Let’s say, for example, I have drums, bass and piano in my mix, all sounding great, and then I add an electric guitar. I know I don’t want any bass frequencies in the guitar, so I filter up to around 200 Hz (because I’ve read point 1 of this article and that’s what I do now).

Next I listen for what sounds cluttered. Doing a bit of an EQ sweep, I think the guitar and piano are both quite present at 500 Hz. To clear this up, I’m going to EQ a dip into the new guitar at 500 Hz, which lets the piano sit in that frequency. In this example, we’ll assume there are no other clashes, so the mix is sounding good now. However, you can go deeper than that.

Ask yourself if there’s anything more than can be taken out without compromising the sound. Try pushing your filter a bit higher—does it still sound good? If so, great; you’ve just created more space without losing quality. Now EQ a dip into where the vocal will be sitting; preemptively make some space for that. And try filtering off some top end. Does that work as well? How far can you go with reductive EQ until it stops sounding good? Limit each element to the frequencies they need to sound good and nothing more, and you’ll find you have a lot more space and clarity than you had before.

Related: The Psychology of Mixing, by Dom Morley, July 31, 2019

Panning

Use mono. If you’re using soft synths, or even hardware ones, you’ll find most sounds come “out of the box” in stereo.
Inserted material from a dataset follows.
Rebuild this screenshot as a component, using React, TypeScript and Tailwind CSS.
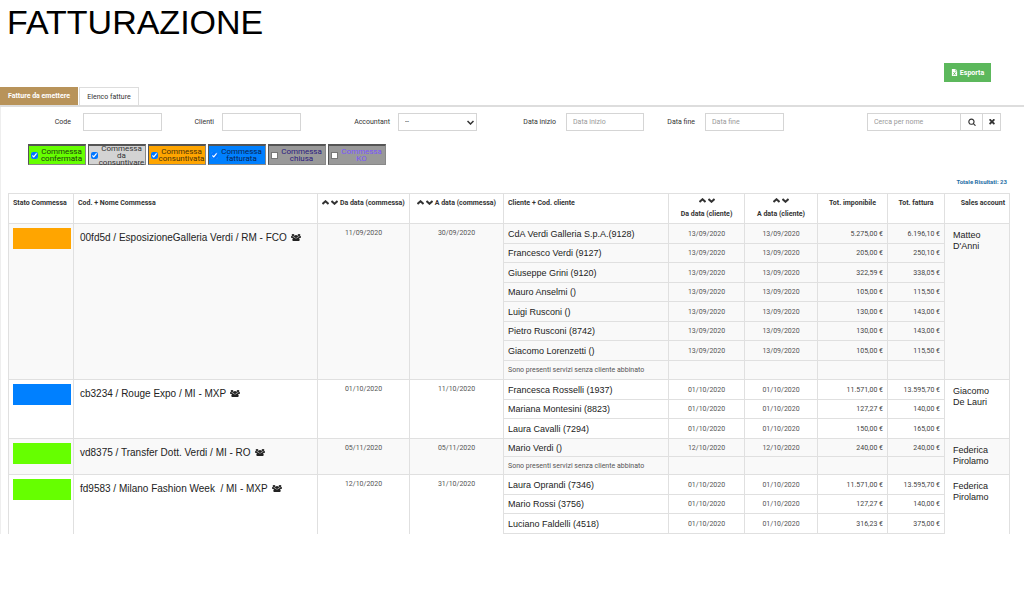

A lot of them don’t need to be. Assess each element as you add it to the mix and decide whether it really needs to be in stereo. If not, then mono it up and you’ve automatically saved space.

Use stereo. Not everything should be in the center or the “faux-center” of a stereo source that’s panned hard left and right. Having read the previous paragraph, you now have more mono sounds than before, so place them all across the stereo field. Try having more things on one side than the other. There are no rules. Even stereo sounds don’t have to be hard left and right. If you want to keep a sound as stereo, try panning it more to one side than the other.

And a top tip: When you introduce a new element and are not sure where it should go, just do a slow sweep from left to right. The area where it sounds loudest is the area of your mix where there is naturally the most room for this sound. Leave it there.

Reverb

The use of reverb is a subject that very much deserves a column of its own, but we should touch on it here as it obviously helps space elements out in a mix.

The first thing to say is that all the filtering and EQ points that I’ve already made also apply to reverb. You should always listen to a new reverb the same way you listen to a new instrument in your mix: Which frequencies do you need and which can go? The creative use of mono and stereo applies, too. Reverbs can definitely be mono; this is an easy way to add space and clarity to a mix. Try a mono reverb panned to the same position in the stereo field as the instrument that you’re applying it to—it’s much more focused. Now try the reverb panned on to the opposite side—it’s much more interesting!

Pre-delay is a good thing to experiment with, too. The use of pre-delay is effective in making an instrument sound close to you, but in a large space. This can be very effective if you want something to have a long reverb but still sound present (like a lead vocal). The more reverb you add, the bigger the space around your instrument, but it remains close to you instead of disappearing off into the distance.

Delays are a useful alternative to reverbs because they are often less dense, so they take up less space in a mix. If your track is beginning to sound crowded, try reaching for a simple delay to set an instrument back a little before trying a reverb.

Related: Simon Field Teaches You How to Strip Back a Track to Make Room for Vocals, by Simon Field, Aug. 13, 2020, MusicTech

Compression

As well as adding punch to an individual sound, compression is great for gluing a number of elements together, and through that process, creating space around them. This is easiest heard across the mix bus, where my favorite tool is the Fairchild 670. While I don’t have a real one (check on Reverb or eBay to see how much these go for if you want to laugh, cry, or both), I do have the UAD plug-in version, which is excellent. The 670 has a beautiful way of pulling in the bottom end of whatever signal it is fed, making it tighter and more focused. Now try that on your drum bus, across your guitars and so on. You’ll find that bus compression can tighten up different sections of your mix, thereby leaving space for the other elements around them.

I hope this has given you a few ideas to work with on your next mix. If you take just one thing away from this column, make it the point about listening for which frequencies sound cluttered when you bring a new element into a mix. Getting good at this one thing will make a bigger difference to your mixes than anything else.